The setting we’ll be using is the following: a treatment with true effects, measured in terms of the standardized difference between treatment and control (Cohen’s d), following a nromal distribution with mean $1$ and standard deviation $0.1$. The total number of subjects, $N$ will be kept almost constant, in particular in our setup, we will use 200,000 subjects:

# Setting parameters
N <- 200000
mu_d <- 1
tau <- 0.1
tau2 <- tau^2

We consider the treatment vs. control variable as manipulated within subject, with the measurements in these two conditions having a correlation of 0.5. According to Borenstein et al. (2009), the formula used in this instance to calculate the sampling variance for each study is:

\[\textit{Var}(d) = \left(\frac{1}{n} + \frac{d^2}{2n}\right) \cdot 2 \cdot (1 - r(\textit{treatment}, \textit{control}))\]

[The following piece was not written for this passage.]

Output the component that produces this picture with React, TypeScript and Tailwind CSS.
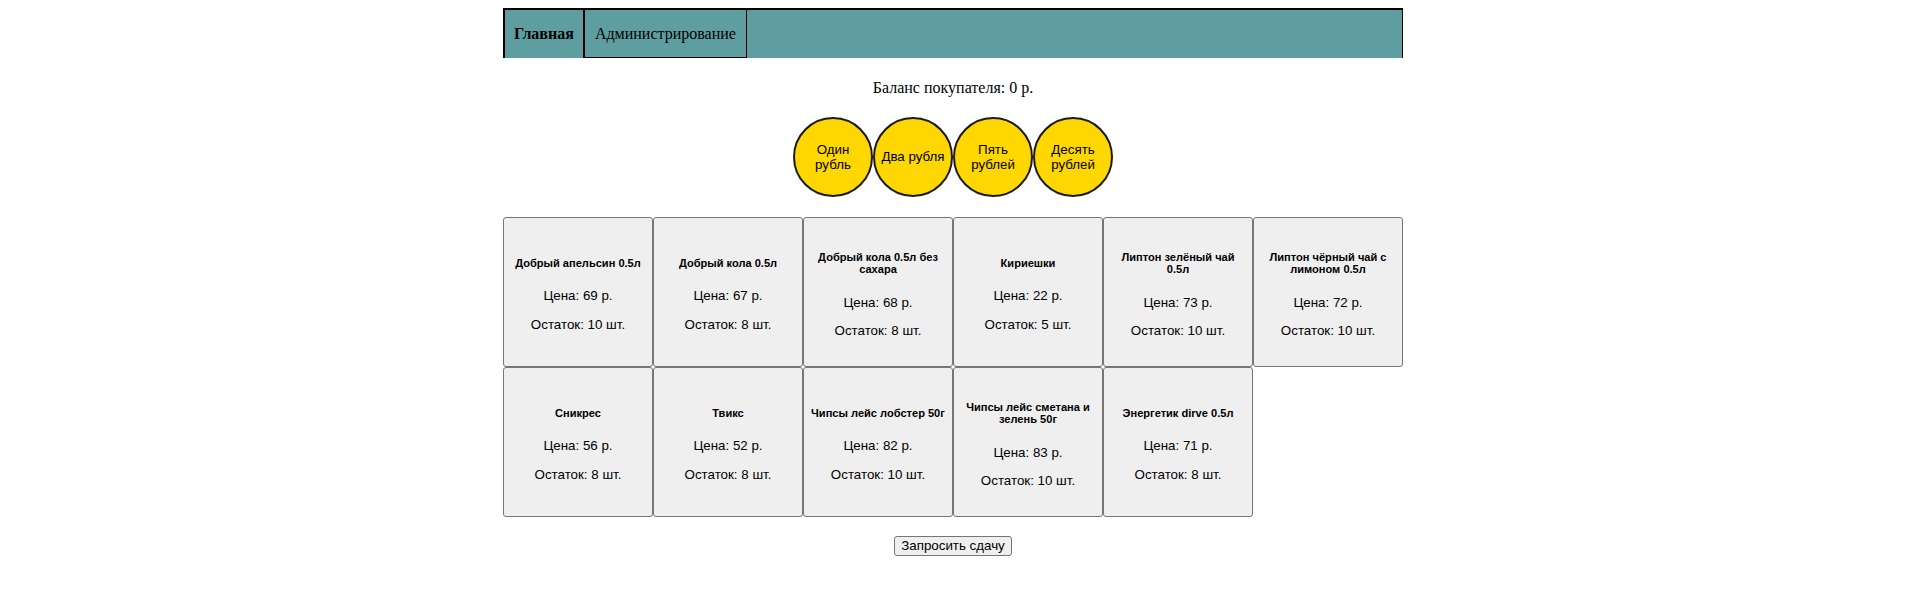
import React from 'react';

type Product = { name: string; price: number; stock: number };

const products: Product[] = [
  { name: 'Добрый апельсин 0.5л', price: 69, stock: 10 },
  { name: 'Добрый кола 0.5л', price: 67, stock: 8 },
  { name: 'Добрый кола 0.5л без сахара', price: 68, stock: 8 },
  { name: 'Кириешки', price: 22, stock: 5 },
  { name: 'Липтон зелёный чай 0.5л', price: 73, stock: 10 },
  { name: 'Липтон чёрный чай с лимоном 0.5л', price: 72, stock: 10 },
  { name: 'Сникрес', price: 56, stock: 8 },
  { name: 'Твикс', price: 52, stock: 8 },
  { name: 'Чипсы лейс лобстер 50г', price: 82, stock: 10 },
  { name: 'Чипсы лейс сметана и зелень 50г', price: 83, stock: 10 },
  { name: 'Энергетик dirve 0.5л', price: 71, stock: 8 },
];

const coins = ['Один рубль', 'Два рубля', 'Пять рублей', 'Десять рублей'];

function ProductCard({ product }: { product: Product }) {
  return (
    <button className="w-[150px] h-[150px] flex flex-col items-center justify-center text-center bg-[#efefef] border border-[#767676] rounded-[3px] px-[6px] py-px text-[13.333px] text-black font-['Liberation_Sans',Arial,sans-serif]">
      <h5 className="text-[11.07px] font-bold leading-[12.7px] my-[18.5px]">{product.name}</h5>
      <p className="leading-[15.3px]">Цена: {product.price} р.</p>
      <p className="leading-[15.3px] my-[13.333px]">Остаток: {product.stock} шт.</p>
    </button>
  );
}

export default function App() {
  return (
    <div className="min-h-[610px] bg-white pr-1 pt-2 font-['Liberation_Serif','Times_New_Roman',serif] text-base text-black">
      <div className="w-[900px] mx-auto">
        {/* Navigation */}
        <ul className="flex h-[50px] bg-[#5f9ea0] border-t-2 border-l-2 border-r border-black">
          <li className="flex items-center px-[9px] font-bold border-r-2 border-black">Главная</li>
          <li className="flex items-center px-[10px] border-r border-b border-black">Администрирование</li>
        </ul>

        <p className="mt-[21px] text-center leading-[18px]">Баланс покупателя: 0 р.</p>

        {/* Coins */}
        <div className="flex justify-center mt-[20px]">
          {coins.map((c) => (
            <button
              key={c}
              className="w-[80px] h-[80px] rounded-full bg-[#ffd700] border-2 border-[#1a1a1a] px-[6px] text-[13.333px] leading-[15.3px] text-black font-['Liberation_Sans',Arial,sans-serif]"
            >
              {c}
            </button>
          ))}
        </div>

        {/* Products */}
        <div className="flex flex-wrap mt-[20px]">
          {products.map((p) => (
            <ProductCard key={p.name} product={p} />
          ))}
        </div>

        <div className="flex justify-center mt-[19px]">
          <button className="h-[20px] px-[6px] bg-[#efefef] border border-[#767676] rounded-[3px] text-[13.333px] leading-[16px] text-black font-['Liberation_Sans',Arial,sans-serif]">
            Запросить сдачу
          </button>
        </div>
      </div>
    </div>
  );
}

With a correlation between treatment and control of $0.5$, this becomes:

\[\textit{Var}(d) = \left(\frac{1}{n} + \frac{d^2}{2n}\right)\]

We make the sample size of each study, $n$, vary from 5 to 10,000, while calculating the number of individual studies, $m$, as $N / n$, rounded down when not an integer:

# Function to calculate I² 
I2 <- function(v, tau2) {
  wi <- 1 / v
  m <- length(v)  
  v_tilde <- ((m-1) * sum(wi)) / (sum(wi)^2 - sum(wi^2))  # Calculate estimated variance due to sampling error
  return(100 * (tau2 / (tau2 + v_tilde)))  
}

# Initialize data frame for storing I² values
I2_data <- data.frame(n = integer(), m = integer(), I2 = numeric())

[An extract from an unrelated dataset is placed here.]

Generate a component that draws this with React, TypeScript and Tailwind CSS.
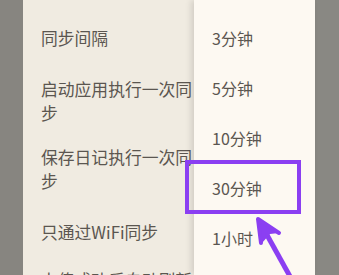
import * as React from "react";

const settings = [
  { label: "同步间隔", gap: "mt-[26px]" },
  { label: "启动应用执行一次同步", gap: "mt-[26px]" },
  { label: "保存日记执行一次同步", gap: "mt-[19px]" },
  { label: "只通过WiFi同步", gap: "mt-[26px]" },
  { label: "上传成功后自动刷新", gap: "mt-[24px]" },
];

const intervals = ["3分钟", "5分钟", "10分钟", "30分钟", "1小时"];

export default function App() {
  return (
    <div
      className="relative flex h-[275px] w-[339px] overflow-hidden bg-[#878580]"
      style={{ fontFamily: '"Noto Sans CJK SC", "Noto Sans", sans-serif' }}
    >
      {/* dimmed edge */}
      <div className="w-[23px] shrink-0 bg-[#878580]" />

      {/* settings panel */}
      <div className="relative w-[292px] shrink-0 bg-[#f0ebe1]">
        <ul className="pl-[18px]">
          {settings.map((s) => (
            <li
              key={s.label}
              className={`${s.gap} w-[158px] text-[16.8px] leading-[24.5px] text-[#5b5650]`}
            >
              {s.label}
            </li>
          ))}
        </ul>

        {/* interval dropdown */}
        <div className="absolute left-[171px] top-0 h-full w-[121px] bg-[#fdf9f2] pt-[13px] shadow-[-3px_0_6px_rgba(0,0,0,0.12)]">
          {intervals.map((t) => (
            <div
              key={t}
              className="flex h-[50px] items-center pl-[18px] text-[16px] text-[#5b5650]"
            >
              {t}
            </div>
          ))}
        </div>
      </div>

      <div className="flex-1 bg-[#898883]" />

      {/* annotation */}
      <div className="absolute left-[185px] top-[160px] h-[54px] w-[116px] border-4 border-[#8b3ff2]" />
      <svg
        className="absolute left-0 top-0"
        width="339"
        height="275"
        viewBox="0 0 339 275"
      >
        <line x1="262" y1="226" x2="292" y2="280" stroke="#8b3ff2" strokeWidth="5" />
        <polygon points="258,219 279,233 270,234 262,243 260,236" fill="#8b3ff2" />
        <path d="M258 219 L279 233 M258 219 L261 243" stroke="#8b3ff2" strokeWidth="4" strokeLinecap="round" fill="none" />
      </svg>
    </div>
  );
}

# Calculate I² values for varying sample sizes
for (n in seq(5, 10000, by = 5)) {
  m <- floor(N / n)  
  d_values <- rnorm(m, mean = mu_d, sd = tau)  
  var_d_values <- 1 / n + d_values^2 / (2 * n)  # Calculate sampling error variance for each study
  I2_value <- I2(var_d_values, tau_squared)  
  I2_data <- rbind(I2_data, data.frame(n = n, m = m, I2 = I2_value)) 
}

If we plot our data we obtain:

I² Formula Plot

We can see how, even if our effect sizes have relatively low variability and our total subject count remains almost constant, with larger sample sizes, $I²$ approaches 100%.

Following an approach where data are simulated for each subject, and for each sample size a random effects model is fitted using the metafor package, we arrive at the following plot :

I² Formula vs. Simulation Plot

YeLLow dots represent I² values obtained through simulation for different sample sizes ranging from 25 to 10,000.

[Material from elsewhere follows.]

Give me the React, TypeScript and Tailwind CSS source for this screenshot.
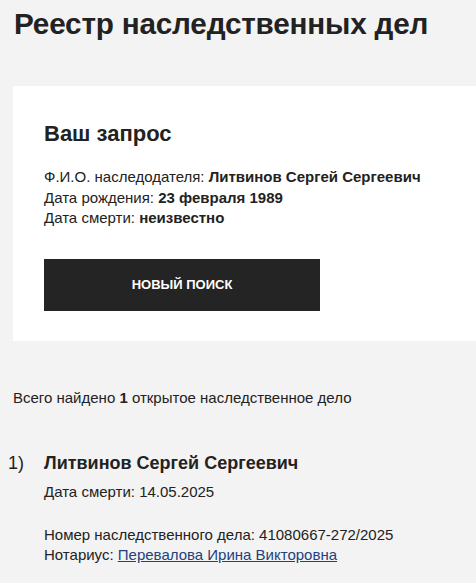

Interestingly, the value obtained via simulation and model fitting seem to overestimate $I^2$ for $n = 25$ (first yellow dot on the left), but apart from this, the two values look very close. Here you can find the full code for this simulation.
If, instead of estimating the correlation between treatment and control for each study to calculate the variance of each effect size, we set it to its true value of 0.5, this discrepancy seems to disappear:

I² Formula True Correlation

Since for $n = 25$ the estimate for $d$ is very close to $1$, but $\tau^2$ is being overestimated at $0.16$, I suspect that the $\textit{Var}(d)$ formula we used is biased for small samples and, in this instance, is underestimating the sampling variance. Perhaps someone can suggest why this happens in the comments.

Conclusions: Interpreting Heterogeneity

In our example, we have a $\tau$ of 0.1 with a mean effect of 1; this can be interpreted as the effect of the treatment varying with a standard deviation of 10% relative to its absolute value. This also means that the true negative effects are almost 0%, and that 95% of the true effects are expected to lie within an interval of ±19.6% around the mean effect size. Without further context, I would say that this is an effect with low heterogeneity. Generally, $\tau$ should be interpreted contextually within the field of studies, relative to how similar treatments or effects within that field vary. However, the same principle should also be true for the interpretation of Cohen’s d, where too often the usual cutoffs are mindlessly used to interpret it.

References

Borenstein, M. (2020). Research Note: In a meta-analysis, the I² index does not tell us how much the effect size varies across studies. Journal of Physiotherapy, 66(2), 135-139.

Borenstein, M., Cooper, H., Hedges, L., & Valentine, J. (2009). Effect sizes for continuous data. The handbook of research synthesis and meta-analysis, 2, 221-235.

Viechtbauer, W. metafor project: Useful resource for computing $I^2$ in more complex models.